The only possible exception is the films of Q (Gandu, Tasher Desh).  It will be futile to judge his work in a conventional critical framework as his films are reactionary to the current state of Bengali cinema. Hence his expression is more of a rebellion than that of an artist. But Q is on the right path and Bengali cinema would need more filmmakers like him. It’s time for a drastic change. It’s time we go back to the basics and understand the logic of cinema. It’s time that the new filmmakers, especially the debutantes, who are not yet contaminated by the system, churn out radical cinema which has international appeal. It’s time we speak in a universally legible cinematic language. An approach like this alone can save the downward spiraling Bengali cinema and the Bengali audience.

A few better films from Bengal post-2000

  1. Herbert (2006) by Suman Mukhopadhyay
  2. Dosar (2006) by Rituparono Ghosh
  3. Moner Manush (2010) by Gautam Ghosh
  4. Gandu (2010) by Q
  5. Shabdo (2013) by Kaushik Ganguly

The Necessity Of A Universal Expression In Cinema


Japan has produced some of the greatest filmmakers of the world. But the most well known Japanese filmmaker Kurosawa, is more Western than Japanese. Mizoguchi, Ozu and Naruse are much more Japanese in essence, than Kurosawa. Even in the Samurai genre Kobayashi is more rooted in Japan than Kurosawa. But the Western traits of Kurosawa’s work have made him more accessible to the audience outside of Japan. And thanks to that, the rest of the world knows about Ozu, Mizoguchi, Kobayashi and Naruse.

The same can be said about Satyajit Ray and Ritwik Ghatak. Ray’s popularity clearly lies in the fact that his body of work has definite roots in Classical Hollywood and Italian Neorealism, even though he is primarily working with Bengali literature. On the other hand Ghatak’s films are so deeply rooted in the socio-politics of post-independence Bengal, and the narrative style is so authentic to its local roots (melodrama in this case) that they become inscrutable and distant to the Western audience.

Two most important Russian film-makers from the post-modern era are Tarkovsky and Paradzhanov. Tarkovsky, by all means is beyond any comparison to any filmmaker from any era. But in the context of this topic a parallel can be drawn between Tarkovsky and his compatriot Paradzhanov. Both resisted Soviet interference in their films. Both the filmmakers’ created a visually stunning but highly demanding body of work. Their films can prove to be truly difficult for most audience. But where as Tarkovsky’s films are founded on the Western aesthetics and sensibilities of Russia, Paradzhanov’s films blossomed from the ancient cultural and traditional roots of Eastern principles. The widespread accordance to Tarkovsky’s canonical position and the unfortunate neglect of Paradzhanov may be attributed to this characteristic difference in their films.
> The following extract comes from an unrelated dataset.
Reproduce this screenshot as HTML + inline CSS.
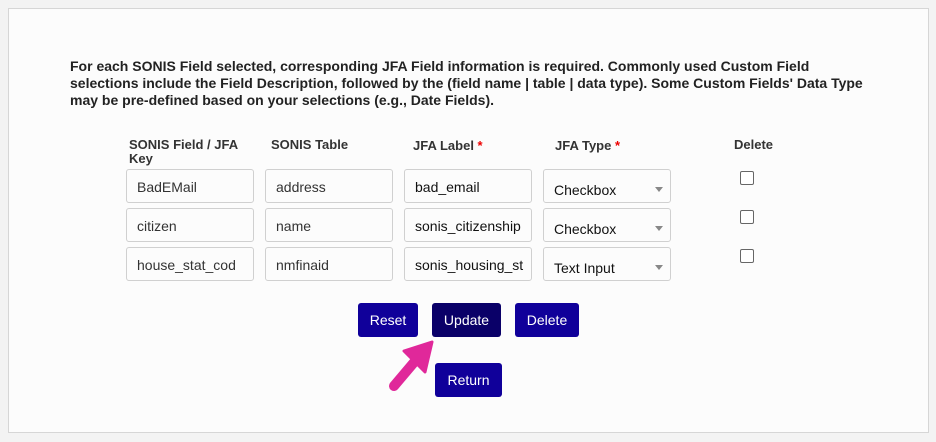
<!DOCTYPE html>
<html><head><style>
body{margin:0;width:936px;height:442px;background:#f3f3f3;font-family:"Liberation Sans",Arial,sans-serif;position:relative;overflow:hidden}
.panel{position:absolute;left:8px;top:8px;width:919px;height:423px;background:#fcfcfc;border:1px solid #d6d6d6}
.p{position:absolute;left:70px;top:58px;font-size:14px;font-weight:bold;line-height:17px;color:#222;white-space:nowrap}
.h{position:absolute;font-size:13px;font-weight:bold;color:#333;line-height:14px}
.h span{color:#e00}
.in{position:absolute;width:126px;height:32px;border:1px solid #d0d0d0;border-radius:3px;background:#fcfcfc;font-size:14px;color:#333;box-sizing:content-box}
.in div{position:absolute;left:10px;top:9px;white-space:nowrap;overflow:hidden;width:118px}
.sel div{top:12px;color:#111}
.sel i{position:absolute;right:7px;top:17px;border-left:4px solid transparent;border-right:4px solid transparent;border-top:5px solid #888}
.cb{position:absolute;left:740px;width:12px;height:12px;border:1px solid #666;border-radius:2px;background:#fff}
.b{position:absolute;height:34px;background:#10009a;color:#fff;font-size:14px;border-radius:3px;text-align:center;line-height:34px}
</style></head><body>
<div class="panel"></div>
<div class="p">For each SONIS Field selected, corresponding JFA Field information is required. Commonly used Custom Field<br>selections include the Field Description, followed by the (field name | table | data type). Some Custom Fields' Data Type<br>may be pre-defined based on your selections (e.g., Date Fields).</div>
<div class="h" style="left:129px;top:138px">SONIS Field / JFA<br>Key</div>
<div class="h" style="left:271px;top:138px">SONIS Table</div>
<div class="h" style="left:413px;top:139px">JFA Label <span>*</span></div>
<div class="h" style="left:555px;top:139px">JFA Type <span>*</span></div>
<div class="h" style="left:734px;top:138px">Delete</div>

<div class="in" style="left:126px;top:169px"><div>BadEMail</div></div>
<div class="in" style="left:265px;top:169px"><div>address</div></div>
<div class="in" style="left:404px;top:169px"><div style="color:#111">bad_email</div></div>
<div class="in sel" style="left:543px;top:169px"><div>Checkbox</div><i></i></div>
<div class="cb" style="top:171px"></div>

<div class="in" style="left:126px;top:208px"><div>citizen</div></div>
<div class="in" style="left:265px;top:208px"><div>name</div></div>
<div class="in" style="left:404px;top:208px"><div style="color:#111">sonis_citizenship</div></div>
<div class="in sel" style="left:543px;top:208px"><div>Checkbox</div><i></i></div>
<div class="cb" style="top:210px"></div>

<div class="in" style="left:126px;top:247px"><div>house_stat_cod</div></div>
<div class="in" style="left:265px;top:247px"><div>nmfinaid</div></div>
<div class="in" style="left:404px;top:247px"><div style="color:#111">sonis_housing_st</div></div>
<div class="in sel" style="left:543px;top:247px"><div>Text Input</div><i></i></div>
<div class="cb" style="top:249px"></div>

<div class="b" style="left:358px;top:303px;width:60px">Reset</div>
<div class="b" style="left:432px;top:303px;width:69px;background:#0a0068">Update</div>
<div class="b" style="left:515px;top:303px;width:64px">Delete</div>
<div class="b" style="left:435px;top:363px;width:67px">Return</div>

<svg style="position:absolute;left:0;top:0" width="936" height="442">
<line x1="394" y1="386" x2="416" y2="360" stroke="#e0289a" stroke-width="10" stroke-linecap="round"/>
<polygon points="432,342 404,351 425,372" fill="#e0289a" stroke="#e0289a" stroke-width="3" stroke-linejoin="round"/>
</svg>
</body></html>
Let’s look into Iranian cinema. It’s possibly safe to say that Majidi is more popular locally than Kiarostami, even though they both work with thoroughly Iranian subjects. Majidi’s films have a lyrical style based on his ethno-religious background, which hits the pulse closer home in Iran. But they fail to appeal to the Western sensibilities to a larger extent. Without the local context they seem to appear more melodramatic and less subtle. Kiarostami, in contrast, has been able to find a minimal, non-cathartic and neutral observant style, which breathes more profundity and poeticism in his films and almost always provide an open angle for contemplation and interpretation, which is principally a European ideology. Hence it is not difficult to understand Kiarostami’s high regards in contemporary Cinema, where as Majidi is greatly reduced in importance, even though his films thoroughly deserve much more attention.

The objective of modern Bengali cinema should therefore be to create a more Western and universal expression. The storytelling should become more open and subjective. We must at all cost avoid rigid, definite storytelling and let the audience have a chance to interpret the films. And we must stop making locally exclusive films. Even though we should make films on local subjects they must always be relevant to the rest of the world.